AIM OF THE TASK>
Using the data below, copy every line that contains the word "screenshot".

========================

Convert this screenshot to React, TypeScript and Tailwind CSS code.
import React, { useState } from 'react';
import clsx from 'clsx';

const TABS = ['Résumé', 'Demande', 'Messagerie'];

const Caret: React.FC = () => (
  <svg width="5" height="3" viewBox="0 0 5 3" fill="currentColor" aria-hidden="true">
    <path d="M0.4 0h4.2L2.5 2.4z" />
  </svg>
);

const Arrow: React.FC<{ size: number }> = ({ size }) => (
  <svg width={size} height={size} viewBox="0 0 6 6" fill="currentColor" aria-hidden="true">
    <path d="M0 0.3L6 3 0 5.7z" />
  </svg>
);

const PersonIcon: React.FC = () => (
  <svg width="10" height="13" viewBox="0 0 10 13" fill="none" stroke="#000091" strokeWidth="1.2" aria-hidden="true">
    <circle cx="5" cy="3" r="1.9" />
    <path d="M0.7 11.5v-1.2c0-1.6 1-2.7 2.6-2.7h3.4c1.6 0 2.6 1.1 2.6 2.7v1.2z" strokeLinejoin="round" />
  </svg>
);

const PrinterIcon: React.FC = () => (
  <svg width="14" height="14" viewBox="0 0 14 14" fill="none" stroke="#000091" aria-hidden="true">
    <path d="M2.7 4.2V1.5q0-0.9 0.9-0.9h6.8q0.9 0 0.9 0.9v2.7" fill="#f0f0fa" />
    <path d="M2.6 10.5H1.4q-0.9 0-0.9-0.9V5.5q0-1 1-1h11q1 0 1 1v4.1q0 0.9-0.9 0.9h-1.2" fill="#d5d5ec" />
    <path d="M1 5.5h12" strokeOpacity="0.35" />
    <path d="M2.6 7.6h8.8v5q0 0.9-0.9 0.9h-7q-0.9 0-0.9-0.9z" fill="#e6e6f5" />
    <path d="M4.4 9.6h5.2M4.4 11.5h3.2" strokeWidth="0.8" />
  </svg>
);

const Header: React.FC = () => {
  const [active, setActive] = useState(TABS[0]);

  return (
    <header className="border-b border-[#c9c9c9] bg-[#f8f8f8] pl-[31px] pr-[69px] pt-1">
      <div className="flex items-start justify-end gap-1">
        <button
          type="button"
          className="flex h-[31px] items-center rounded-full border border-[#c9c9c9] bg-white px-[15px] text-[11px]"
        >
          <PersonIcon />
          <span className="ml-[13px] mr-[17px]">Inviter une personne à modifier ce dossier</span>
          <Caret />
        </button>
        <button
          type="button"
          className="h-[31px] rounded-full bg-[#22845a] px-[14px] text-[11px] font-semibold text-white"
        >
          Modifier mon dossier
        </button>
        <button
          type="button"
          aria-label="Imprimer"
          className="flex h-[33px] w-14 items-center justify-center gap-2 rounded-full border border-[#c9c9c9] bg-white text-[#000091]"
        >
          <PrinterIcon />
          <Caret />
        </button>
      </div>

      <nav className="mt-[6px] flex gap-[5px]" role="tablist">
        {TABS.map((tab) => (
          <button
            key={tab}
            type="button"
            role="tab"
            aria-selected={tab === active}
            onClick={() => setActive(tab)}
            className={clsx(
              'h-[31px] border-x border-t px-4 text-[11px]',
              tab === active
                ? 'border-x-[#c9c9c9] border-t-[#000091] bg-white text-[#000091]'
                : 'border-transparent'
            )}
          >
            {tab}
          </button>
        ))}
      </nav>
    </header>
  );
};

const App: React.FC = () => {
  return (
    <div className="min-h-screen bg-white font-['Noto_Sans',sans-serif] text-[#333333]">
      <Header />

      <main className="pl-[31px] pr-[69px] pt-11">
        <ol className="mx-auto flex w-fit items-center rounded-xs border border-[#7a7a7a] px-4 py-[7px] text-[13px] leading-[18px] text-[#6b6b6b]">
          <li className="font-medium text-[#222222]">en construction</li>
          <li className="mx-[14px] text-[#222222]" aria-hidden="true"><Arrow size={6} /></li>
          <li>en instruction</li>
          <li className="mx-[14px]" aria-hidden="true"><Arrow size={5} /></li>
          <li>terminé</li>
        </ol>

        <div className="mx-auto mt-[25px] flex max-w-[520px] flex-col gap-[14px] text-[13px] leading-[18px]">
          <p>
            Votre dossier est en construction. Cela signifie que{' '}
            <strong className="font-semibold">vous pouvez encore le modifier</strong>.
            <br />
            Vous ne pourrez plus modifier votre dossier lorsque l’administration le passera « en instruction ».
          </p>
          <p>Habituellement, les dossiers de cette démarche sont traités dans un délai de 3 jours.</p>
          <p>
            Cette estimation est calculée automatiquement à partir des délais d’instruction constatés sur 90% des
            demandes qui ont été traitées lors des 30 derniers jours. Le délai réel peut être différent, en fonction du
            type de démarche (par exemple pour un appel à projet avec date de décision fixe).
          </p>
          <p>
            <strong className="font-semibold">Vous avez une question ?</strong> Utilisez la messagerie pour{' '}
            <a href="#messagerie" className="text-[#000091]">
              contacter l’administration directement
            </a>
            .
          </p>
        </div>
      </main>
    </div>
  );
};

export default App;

========================

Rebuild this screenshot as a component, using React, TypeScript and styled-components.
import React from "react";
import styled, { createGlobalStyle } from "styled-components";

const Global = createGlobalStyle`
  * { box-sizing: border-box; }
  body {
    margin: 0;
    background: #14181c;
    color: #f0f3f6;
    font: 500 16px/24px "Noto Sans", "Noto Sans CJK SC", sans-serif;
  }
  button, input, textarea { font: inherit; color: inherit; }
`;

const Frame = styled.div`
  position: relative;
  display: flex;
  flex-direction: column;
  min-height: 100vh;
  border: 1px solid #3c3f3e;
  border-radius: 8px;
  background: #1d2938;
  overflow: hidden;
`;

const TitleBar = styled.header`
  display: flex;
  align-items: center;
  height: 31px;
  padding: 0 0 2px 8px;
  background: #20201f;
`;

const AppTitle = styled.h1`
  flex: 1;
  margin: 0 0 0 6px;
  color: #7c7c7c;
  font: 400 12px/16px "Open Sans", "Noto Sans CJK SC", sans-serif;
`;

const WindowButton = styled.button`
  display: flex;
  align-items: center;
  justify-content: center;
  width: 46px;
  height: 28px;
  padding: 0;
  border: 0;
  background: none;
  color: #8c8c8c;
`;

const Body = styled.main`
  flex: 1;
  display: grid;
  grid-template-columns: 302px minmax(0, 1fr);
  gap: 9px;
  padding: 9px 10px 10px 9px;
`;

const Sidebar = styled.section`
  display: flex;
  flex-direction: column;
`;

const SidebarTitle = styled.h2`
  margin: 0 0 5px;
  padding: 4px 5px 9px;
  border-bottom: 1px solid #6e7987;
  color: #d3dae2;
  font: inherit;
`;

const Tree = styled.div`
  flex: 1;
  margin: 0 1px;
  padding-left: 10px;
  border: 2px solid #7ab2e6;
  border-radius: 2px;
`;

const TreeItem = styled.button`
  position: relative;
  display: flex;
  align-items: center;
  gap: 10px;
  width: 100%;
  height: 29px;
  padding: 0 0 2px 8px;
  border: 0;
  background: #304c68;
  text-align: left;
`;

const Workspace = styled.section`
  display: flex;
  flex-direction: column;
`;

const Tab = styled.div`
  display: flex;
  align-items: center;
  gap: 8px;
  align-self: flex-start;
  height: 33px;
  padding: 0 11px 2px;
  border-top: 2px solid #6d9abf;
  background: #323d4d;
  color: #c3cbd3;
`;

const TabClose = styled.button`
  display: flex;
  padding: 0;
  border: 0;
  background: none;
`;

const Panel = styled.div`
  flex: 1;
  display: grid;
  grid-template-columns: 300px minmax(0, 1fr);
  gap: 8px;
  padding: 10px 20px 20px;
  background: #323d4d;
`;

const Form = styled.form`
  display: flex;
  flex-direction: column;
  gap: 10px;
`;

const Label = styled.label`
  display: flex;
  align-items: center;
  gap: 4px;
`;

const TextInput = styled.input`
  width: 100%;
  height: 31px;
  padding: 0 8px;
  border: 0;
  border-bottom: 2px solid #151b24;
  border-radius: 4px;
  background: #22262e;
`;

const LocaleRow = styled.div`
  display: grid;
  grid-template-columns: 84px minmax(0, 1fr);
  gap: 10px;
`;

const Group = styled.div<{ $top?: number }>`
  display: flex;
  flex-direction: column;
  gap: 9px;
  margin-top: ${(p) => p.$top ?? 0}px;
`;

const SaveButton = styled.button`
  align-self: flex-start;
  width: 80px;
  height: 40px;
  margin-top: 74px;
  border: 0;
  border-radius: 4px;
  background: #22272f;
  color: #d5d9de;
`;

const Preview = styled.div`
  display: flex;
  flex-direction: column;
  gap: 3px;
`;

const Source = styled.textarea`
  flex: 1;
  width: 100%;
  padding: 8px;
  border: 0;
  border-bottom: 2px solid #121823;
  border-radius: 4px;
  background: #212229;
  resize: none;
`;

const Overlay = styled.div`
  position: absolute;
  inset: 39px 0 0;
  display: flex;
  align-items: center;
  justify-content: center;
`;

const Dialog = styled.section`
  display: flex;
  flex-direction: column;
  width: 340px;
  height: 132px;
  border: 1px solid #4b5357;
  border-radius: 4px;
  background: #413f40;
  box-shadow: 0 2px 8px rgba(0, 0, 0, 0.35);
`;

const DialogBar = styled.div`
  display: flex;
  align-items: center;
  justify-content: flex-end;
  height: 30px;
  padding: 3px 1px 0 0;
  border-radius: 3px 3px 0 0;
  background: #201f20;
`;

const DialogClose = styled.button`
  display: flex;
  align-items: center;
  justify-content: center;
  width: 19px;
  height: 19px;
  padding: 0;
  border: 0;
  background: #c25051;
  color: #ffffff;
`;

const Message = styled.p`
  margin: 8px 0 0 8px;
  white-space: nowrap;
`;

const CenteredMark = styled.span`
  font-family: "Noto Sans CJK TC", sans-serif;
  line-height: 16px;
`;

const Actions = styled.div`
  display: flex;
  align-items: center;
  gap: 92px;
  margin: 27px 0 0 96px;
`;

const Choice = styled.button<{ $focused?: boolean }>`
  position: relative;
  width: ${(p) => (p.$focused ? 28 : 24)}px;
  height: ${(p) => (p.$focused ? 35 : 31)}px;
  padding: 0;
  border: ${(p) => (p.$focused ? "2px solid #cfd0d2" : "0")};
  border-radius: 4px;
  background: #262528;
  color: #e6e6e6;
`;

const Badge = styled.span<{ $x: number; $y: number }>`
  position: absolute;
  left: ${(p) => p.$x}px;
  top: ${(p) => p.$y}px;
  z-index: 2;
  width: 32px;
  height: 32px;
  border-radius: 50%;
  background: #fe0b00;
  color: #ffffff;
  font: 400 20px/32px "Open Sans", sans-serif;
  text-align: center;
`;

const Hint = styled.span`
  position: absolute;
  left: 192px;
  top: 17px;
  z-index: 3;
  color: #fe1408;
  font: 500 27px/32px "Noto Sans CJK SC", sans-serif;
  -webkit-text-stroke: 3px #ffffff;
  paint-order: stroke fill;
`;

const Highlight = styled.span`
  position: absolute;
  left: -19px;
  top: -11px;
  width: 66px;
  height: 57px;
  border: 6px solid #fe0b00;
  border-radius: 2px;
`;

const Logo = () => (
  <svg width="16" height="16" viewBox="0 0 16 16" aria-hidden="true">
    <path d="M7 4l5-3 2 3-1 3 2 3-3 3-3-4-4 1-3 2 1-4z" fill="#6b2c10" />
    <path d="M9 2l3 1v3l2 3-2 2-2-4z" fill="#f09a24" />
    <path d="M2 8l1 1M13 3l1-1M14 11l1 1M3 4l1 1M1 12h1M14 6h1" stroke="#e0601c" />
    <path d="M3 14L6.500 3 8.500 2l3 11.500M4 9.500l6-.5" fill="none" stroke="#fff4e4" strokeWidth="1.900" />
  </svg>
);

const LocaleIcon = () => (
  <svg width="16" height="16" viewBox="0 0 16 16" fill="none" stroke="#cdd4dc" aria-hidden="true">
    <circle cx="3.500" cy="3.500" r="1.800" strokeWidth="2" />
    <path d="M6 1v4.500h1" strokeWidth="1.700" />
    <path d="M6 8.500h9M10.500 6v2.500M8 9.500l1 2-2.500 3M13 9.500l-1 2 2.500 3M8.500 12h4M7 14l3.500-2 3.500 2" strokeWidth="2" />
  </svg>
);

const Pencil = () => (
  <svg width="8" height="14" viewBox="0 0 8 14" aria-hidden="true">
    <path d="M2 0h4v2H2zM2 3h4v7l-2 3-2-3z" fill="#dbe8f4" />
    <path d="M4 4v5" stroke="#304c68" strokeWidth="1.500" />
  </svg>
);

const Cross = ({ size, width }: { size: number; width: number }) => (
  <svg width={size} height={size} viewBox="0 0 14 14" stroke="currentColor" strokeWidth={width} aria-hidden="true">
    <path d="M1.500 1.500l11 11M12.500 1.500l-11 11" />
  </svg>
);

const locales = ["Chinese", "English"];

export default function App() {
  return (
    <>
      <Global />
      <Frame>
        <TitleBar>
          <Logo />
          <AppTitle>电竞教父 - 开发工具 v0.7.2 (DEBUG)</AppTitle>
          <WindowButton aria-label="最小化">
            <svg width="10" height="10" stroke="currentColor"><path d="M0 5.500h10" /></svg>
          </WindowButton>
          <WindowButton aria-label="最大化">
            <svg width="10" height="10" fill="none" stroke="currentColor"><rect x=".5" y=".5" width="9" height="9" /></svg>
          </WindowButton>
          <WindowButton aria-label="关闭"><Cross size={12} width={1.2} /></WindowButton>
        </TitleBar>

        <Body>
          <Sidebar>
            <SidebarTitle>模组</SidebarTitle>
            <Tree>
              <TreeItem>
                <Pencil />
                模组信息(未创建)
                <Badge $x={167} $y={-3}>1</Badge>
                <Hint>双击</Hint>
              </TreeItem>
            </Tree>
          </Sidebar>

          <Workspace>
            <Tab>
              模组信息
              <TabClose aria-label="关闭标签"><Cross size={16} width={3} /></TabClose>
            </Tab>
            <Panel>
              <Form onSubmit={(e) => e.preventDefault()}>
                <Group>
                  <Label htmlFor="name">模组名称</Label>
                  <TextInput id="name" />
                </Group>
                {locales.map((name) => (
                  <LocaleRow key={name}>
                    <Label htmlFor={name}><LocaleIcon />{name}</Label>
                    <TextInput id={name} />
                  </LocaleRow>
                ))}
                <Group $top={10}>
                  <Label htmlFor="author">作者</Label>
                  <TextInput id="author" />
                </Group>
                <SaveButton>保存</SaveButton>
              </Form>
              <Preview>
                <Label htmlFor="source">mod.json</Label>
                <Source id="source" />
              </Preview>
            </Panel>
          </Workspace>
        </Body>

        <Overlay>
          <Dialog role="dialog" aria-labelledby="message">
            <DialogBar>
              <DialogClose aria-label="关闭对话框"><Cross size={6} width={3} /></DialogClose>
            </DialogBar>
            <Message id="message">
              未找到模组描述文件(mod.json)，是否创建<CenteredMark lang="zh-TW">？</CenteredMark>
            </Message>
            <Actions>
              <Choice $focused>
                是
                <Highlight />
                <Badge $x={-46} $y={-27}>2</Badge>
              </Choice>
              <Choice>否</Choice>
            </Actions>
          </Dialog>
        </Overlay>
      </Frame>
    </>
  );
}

========================

SOLUTION TO THE PROBLEM>
Convert this screenshot to React, TypeScript and Tailwind CSS code.
Rebuild this screenshot as a component, using React, TypeScript and styled-components.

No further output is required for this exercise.